Monday, March 9, 2009
It's all horrible news, but so are all the other job losses that are happening in other industries. I have been doing a lot of thinking lately about my job and about music in general. Specifically, why music is important and why arts organizations are vital to the community. Concerts are meant to be entertaining, but I would venture to say that there is more to music than just a nice way to spend an evening.
The ability to recognize, appreciate, and create beauty is one of the things that makes us human. In our culture we mark important life-changing occasions, such as weddings and funerals with music. We sing “Happy Birthday” to our friends and lullabies to babies. Music provokes a powerful emotional response. The first performance of Stravinsky's Rite of Spring incited a riot. As I mentioned in a previous post, Brahms Second Symphony is meaningful to me and always makes me happy, not necessarily because of the music itself (although I do like it) but because of my memories surrounding the first time I played it. Similarly, Barber's Adagio for Strings reminds me of a difficult time in my life and makes me incredibly sad. Many people have a particular song that will transport them back to college, or a piece that reminds them of their first love.

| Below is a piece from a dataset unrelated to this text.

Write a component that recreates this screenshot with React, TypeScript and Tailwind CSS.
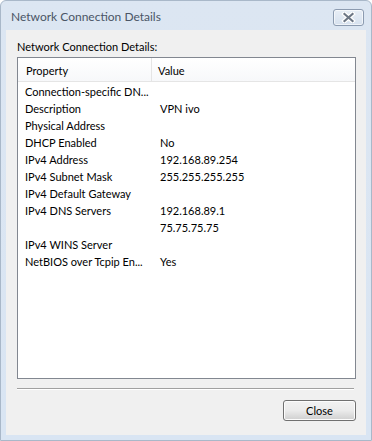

So, specifically, what does all this have to do with symphony orchestras and opera companies? Well, I'm going out on a limb to suggest that music is actually more important in difficult times than in profitable times. German poet and author Berthold Auerbach said that, “Music washes away from the soul the dust of everyday life.” These are dusty times.
I am not qualified to comment on the financial status of the Knoxville Symphony or the Knoxville Opera, so I won't. I will venture to say, though, that Newton's first law of motion applies: keeping any arts organization afloat is difficult in this economy, but it is far easier than having to start over once the doors have been closed and the lights darkened.